Goal
Copy out each line of the data holding "styles".

Supplied data
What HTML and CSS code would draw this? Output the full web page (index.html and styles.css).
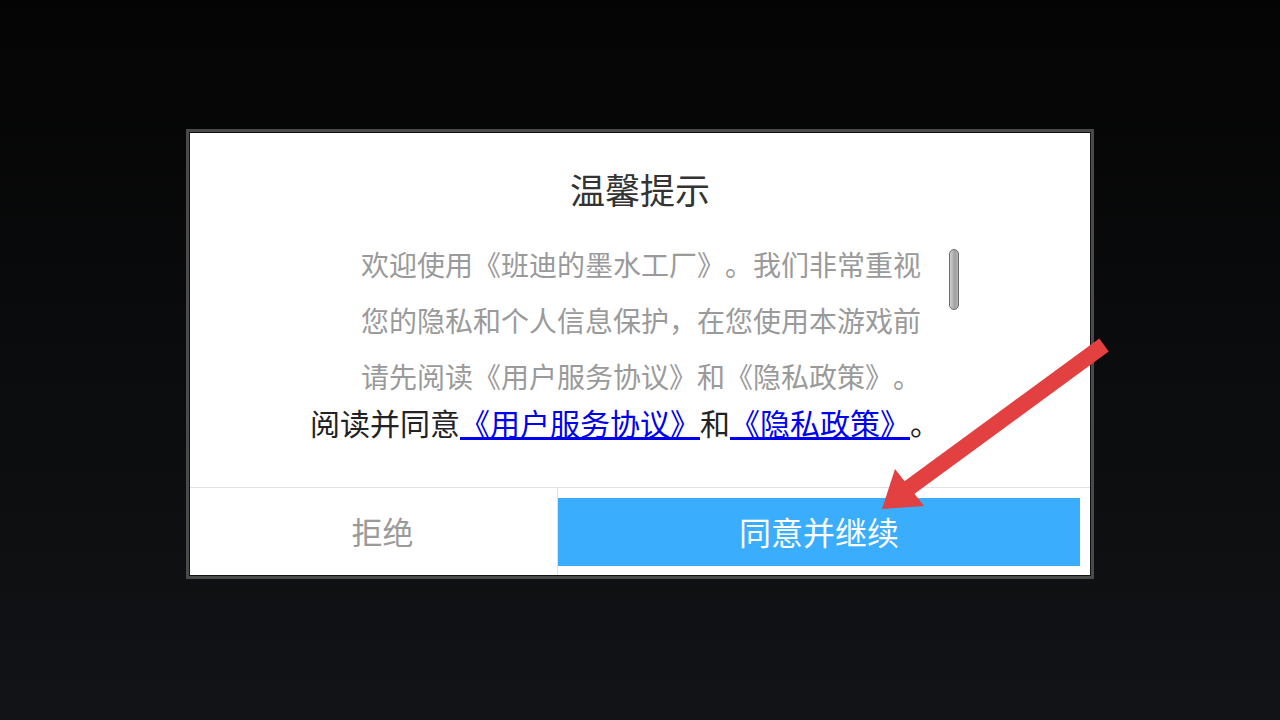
FILE: index.html
```html
<!DOCTYPE html>
<html lang="zh-CN">
<head>
    <meta charset="UTF-8">
    <meta name="viewport" content="width=device-width, initial-scale=1.0">
    <title>温馨提示</title>
    <link rel="stylesheet" href="styles.css">
</head>
<body>
    <div class="dialog">
        <h1 class="dialog-title">温馨提示</h1>

        <div class="dialog-body">
            <div class="notice-row">
                <div class="notice-text">欢迎使用《班迪的墨水工厂》。我们非常重视您的隐私和个人信息保护，在您使用本游戏前请先阅读《用户服务协议》和《隐私政策》。</div>
                <span class="scroll-thumb"></span>
            </div>
            <p class="agree-line">阅读并同意<a href="#">《用户服务协议》</a>和<a href="#">《隐私政策》</a>。</p>
        </div>

        <div class="dialog-footer">
            <button class="refuse-btn">拒绝</button>
            <div class="accept-cell">
                <button class="accept-btn">同意并继续</button>
            </div>
        </div>
    </div>

    <!-- red hint arrow pointing at the accept button -->
    <svg class="hint-arrow" width="1280" height="720" viewBox="0 0 1280 720">
        <line x1="1104" y1="345" x2="902" y2="493" stroke="#e34041" stroke-width="16" />
        <polygon points="882,509 895,469 924,506" fill="#e34041" />
    </svg>
</body>
</html>
```

FILE: styles.css
```css
body {
    margin: 0;
    width: 1280px;
    height: 720px;
    position: relative;
    overflow: hidden;
    background: linear-gradient(to bottom, #040404, #111316);
    font-family: "Noto Sans CJK SC", "Noto Sans", sans-serif;
    text-spacing-trim: space-all;
}

.dialog {
    box-sizing: border-box;
    width: 908px;
    height: 450px;
    margin: 129px auto 0;
    padding: 1px;
    background-color: #ffffff;
    border: 3px solid #4a4a4a;
    box-shadow: inset 0 0 0 1px #111;
    display: flex;
    flex-direction: column;
}

.dialog-title {
    margin: 32px 0 0;
    font-size: 35px;
    font-weight: normal;
    line-height: 48px;
    text-align: center;
    color: #333;
}

.dialog-body {
    width: 660px;
    margin: 23px auto 0;
}

.notice-row {
    display: flex;
    padding-left: 51px;
}

.notice-text {
    width: 564px;
    height: 168px;
    overflow: hidden;
    font-size: 28px;
    line-height: 56px;
    color: #9a9a9a;
}

.scroll-thumb {
    box-sizing: border-box;
    width: 10px;
    height: 61px;
    margin: 13px 0 0 24px;
    border: 1px solid #6c6c6c;
    border-radius: 5px;
    background: linear-gradient(to right, #d0d0d0, #a0a0a0 60%, #b4b4b4);
}

.agree-line {
    margin: -2px 0 0;
    font-size: 30px;
    line-height: 40px;
    color: #222;
}

.agree-line a {
    color: #0000f0;
    text-decoration: underline;
}

.dialog-footer {
    margin-top: auto;
    height: 88px;
    box-sizing: border-box;
    border-top: 1px solid #e2e2e2;
    display: flex;
}

.refuse-btn {
    width: 368px;
    border: none;
    border-right: 1px solid #e2e2e2;
    background: #ffffff;
    font-family: inherit;
    font-size: 31px;
    color: #9a9a9a;
    padding: 0 0 2px 18px;
    cursor: pointer;
}

.accept-cell {
    flex: 1;
    display: flex;
    padding: 10px 10px 9px 0;
}

.accept-btn {
    flex: 1;
    border: none;
    background-color: #3aadfd;
    font-family: inherit;
    font-size: 32px;
    color: #ffffff;
    padding: 0 0 2px;
    cursor: pointer;
}

.hint-arrow {
    position: absolute;
    top: 0;
    left: 0;
    pointer-events: none;
}
```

Finished exercise
What HTML and CSS code would draw this? Output the full web page (index.html and styles.css).
    <link rel="stylesheet" href="styles.css">
FILE: styles.css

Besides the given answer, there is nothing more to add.